仮にこうした「入れ知恵」に成功したとしても、親権の決定については裁判所が幾つもの要件を考慮し、真に子どものためになるのは父母のどちらであるかを判断します。
したがって、こうした行為は無意味であるばかりか、裁判で明らかになるとかえって立場を不利にしかねません。
親権者になるための方法
ただし現実問題としては、父母のどちらとも子供と別れるのは嫌に違いありません。
親権を取りたいと思うのは人として自然な感情で、親権者をどちらにするか、まさに二者択一の問題は、場合によっては非常に難しいと言えます。
そこで裁判所は、幾つかの条件から親権者を判断するわけです。

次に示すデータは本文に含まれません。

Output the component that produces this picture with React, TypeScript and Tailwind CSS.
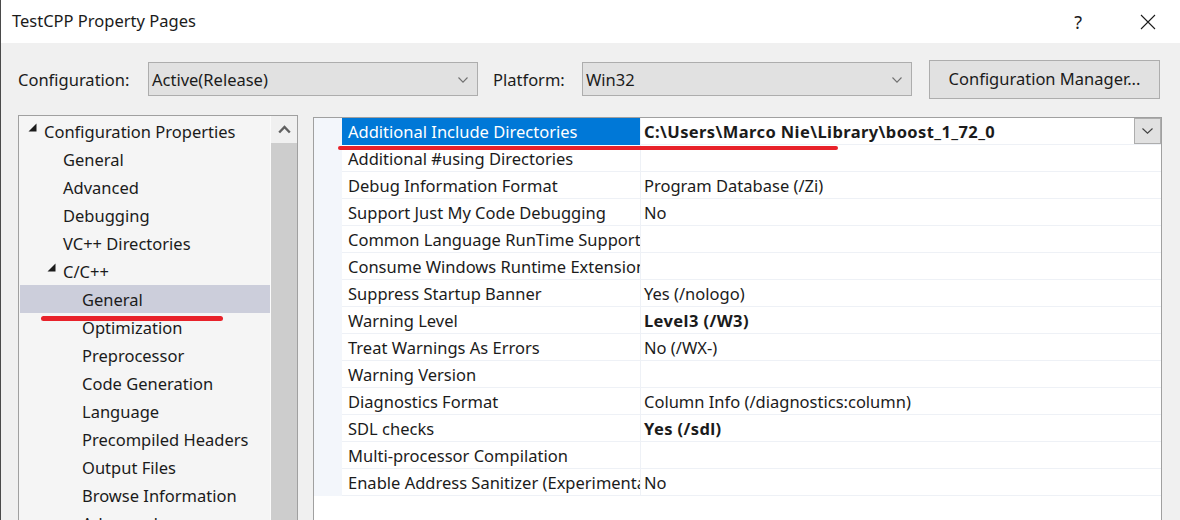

その条件とは、おおむね次のようなものです。
- 1.子供に対する愛情
- 2.子供を育てるための収入など経済力
- 3.親の年齢や心身の健康状態など監護能力
- 4.親族から協力が得られるかどうか
- 5.子供に対する今までの養育実績
- 6.住宅事情や通学状況などの生活環境
- 7.子どもの年齢、性別、発育状況
- 8.環境の変化が子どもの生活に影響する可能性
- 9.兄弟姉妹が一緒にいられるかどうか
- 10.子供本人の意思・子供からの信頼
こう書くと難しいようですが、簡単に言えば「子供の幸せ」を第一に考えているということで、子供にとってどちらの親と生活していくのが幸せになれるかという観点で判断されます。
ここで注意しておきたいのは、親権決定と離婚原因は無関係であることです。つまり、仮に夫が浮気して離婚原因を作った場合でも、それは親権取得に不利に働かないということです。
ただし冒頭に書いたように、父と母が親権をとる割合は1:9ですから、監護のマメさや「かゆいところに手が届く」愛情においては、母親のほうが優っていることは間違いないでしょう。衣食住から教育、健康など子どもの生活全般にわたって子供の監護ができるのは、母親のほうであるとも言えそうです。
なお、親が病気になったり失業したりして生活環境が著しく変わる場合があります。そうした場合、一度決めた親権者であっても、変更することができます。
変更したい場合には、親権者変更や監護権者変更の調停と審判を家庭裁判所に申し立て、新たな親権者を家庭裁判所で指定してもらわなければなりません。
そしてこの場合でも、重視されるのは子供にとってどうかであり、子供の利益(金銭的利益ではなく、子供が健やかに成長できるかどうか)に必要である認められた場合にのみ、親権者が変更されます。
これには、変更するにふさわしいと認定される特段の事情が必要となりますので、実際にはかなり難しいと言えます。
最後に、調停離婚や裁判離婚では、親権者を決めるために家庭裁判所調査官の調査が行われます。自分に有利になるようにその場しのぎのテクニックは控えるべきですが、不利にならないよう、子供の身なりに気をつけるなど注意はしなければなりません。